The concept of resurrection has been a big hit in the Christian faith and it’s still very much alive today. If you can’t bare the thought of your friends and family not being with you then maybe you should investigate Project Elysium. This is a service that creates a realistic 3D model of you that can be interacted with via virtual reality. The project records you speaking so your mates can have a conversation and interact with you like you were still there. Each 3D render in Project Elysium comes with all of the PowerPoint presentations you’ve ever made. Not really.

3. Soul

Most cultures have a concept of the soul living on after death. There is a Chinese tradition of burning paper replicas of their dead loved one’s possessions for them to take with them into the afterlife. Paper Pets are crafted and burned as well as concubines, laptops, airconditioner units, Viagra, cigarettes and Apple Watches.

4. Legacy

Living on after death in your legacy is the most achievable and provable form of immortality. Philanthropy, park benches and statues are all life preservers but on the island of Tana Toraja the families live with the bodies of their dead. The recently departed will stay in the family home for years as they pass from one life to the next. They see that their relationship with a person in the family doesn’t end with the physical death in the family. Kids will play and talk to the dead body of a grandparent. This allows them to get used to the idea of the relative being dead in a non abrupt way.

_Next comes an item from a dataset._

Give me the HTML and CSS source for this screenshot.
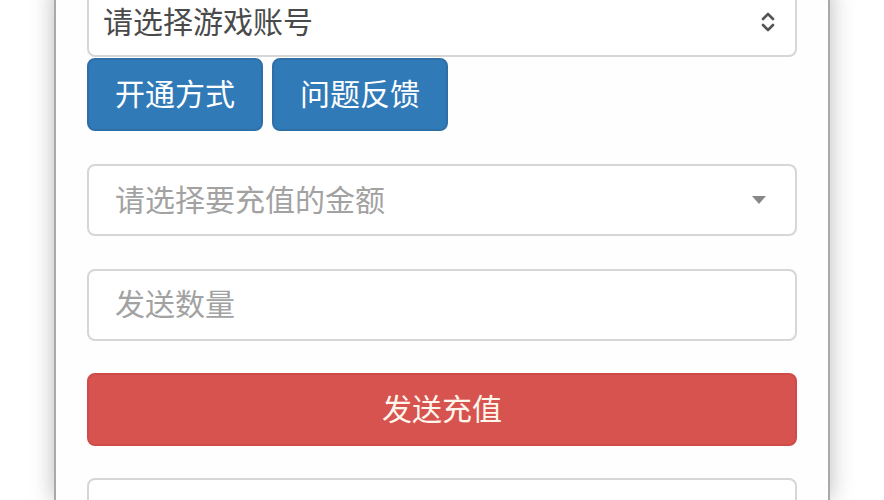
FILE: index.html
```html
<!DOCTYPE html>
<html lang="zh-CN">
<head>
<meta charset="utf-8">
<title>充值</title>
<link rel="stylesheet" href="styles.css">
</head>
<body>
<div class="page">
  <main class="panel">
    <div class="field select account">
      <span class="value">请选择游戏账号</span>
      <svg class="updown" width="14" height="22" viewBox="0 0 14 22" aria-hidden="true">
        <path d="M2 8 L7 3 L12 8" fill="none" stroke="#555" stroke-width="2.6" stroke-linecap="round" stroke-linejoin="round"/>
        <path d="M2 14 L7 19 L12 14" fill="none" stroke="#555" stroke-width="2.6" stroke-linecap="round" stroke-linejoin="round"/>
      </svg>
    </div>
    <div class="btn-row">
      <button class="btn btn-primary">开通方式</button>
      <button class="btn btn-primary">问题反馈</button>
    </div>
    <div class="field select amount">
      <span class="placeholder">请选择要充值的金额</span>
      <svg class="caret" width="16" height="8" viewBox="0 0 16 8" aria-hidden="true">
        <path d="M1 0 L15 0 L8 8 Z" fill="#888"/>
      </svg>
    </div>
    <div class="field">
      <span class="placeholder">发送数量</span>
    </div>
    <button class="btn btn-danger btn-block">发送充值</button>
    <div class="field"></div>
  </main>
</div>
</body>
</html>
```
FILE: styles.css
```css
html, body {
  margin: 0;
  padding: 0;
  background: #ffffff;
  height: 100%;
  overflow: hidden;
}
body {
  font-family: "Noto Sans CJK SC", "Noto Sans", sans-serif;
}
.page {
  display: flex;
  padding-left: 54px;
  height: 100%;
}
.panel {
  width: 776px;
  box-sizing: border-box;
  background: #fefefe;
  border-left: 2px solid #a9a9a9;
  border-right: 2px solid #a9a9a9;
  box-shadow: 0 0 22px rgba(0, 0, 0, 0.28);
  padding: 0 31px;
  margin-top: -13px;
  display: flex;
  flex-direction: column;
}
.field {
  height: 72px;
  box-sizing: border-box;
  border: 2px solid #d6d6d6;
  border-radius: 8px;
  background: #fff;
  display: flex;
  align-items: center;
  padding: 0 24px 0 26px;
  font-size: 30px;
  line-height: 1;
  color: #555;
  flex-shrink: 0;
  margin-bottom: 32.5px;
}
.field > span {
  padding-bottom: 5px;
}
.field.account {
  height: 70px;
  padding: 0 20px 0 14px;
  margin-bottom: 1px;
}
.select {
  justify-content: space-between;
}
.placeholder {
  color: #a2a2a2;
}
.value {
  color: #4a4a4a;
}
.caret {
  margin-right: 4px;
}
.btn-row {
  display: flex;
  gap: 9px;
  margin-bottom: 33px;
}
.btn {
  font-family: inherit;
  font-size: 30px;
  line-height: 1;
  height: 73px;
  border: 2px solid transparent;
  border-radius: 8px;
  color: #fff;
  padding: 0 26px 5px;
  cursor: pointer;
  flex-shrink: 0;
}
.btn-primary {
  background: #317ab8;
  border-color: #2e6fa8;
}
.btn-danger {
  background: #d75350;
  border-color: #cf4b48;
  color: #fff6ec;
}
.btn-block {
  width: 100%;
  margin-bottom: 32px;
}
```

A 2014 PwC study estimates the value of the digital assets of all UK individuals at a staggering £25 billion. Given our world is increasingly digital, many service providers are adding features allowing user to manage their virtual legacies.

Facebook has recently announced the release of its Legacy Contact Service, allowing users to choose one person who can access your account after they die. This individual will be able to pin a post on your profile, respond to friend requests and update your profile picture and cover photo. However, they won’t be able to log into your account, see private messages or edit anything from your past. If this isn’t your cup of tea, Facebook also offers a feature to self-destruct in the event of your death, rather than giving someone access.

Upon his death in 2002, the last wishes of Edward Headrick (inventor of the frisbee) were that his ashes be mixed with plastic polymer, and the mixture then molded into a set of memorial Frisbees given to family and close friends.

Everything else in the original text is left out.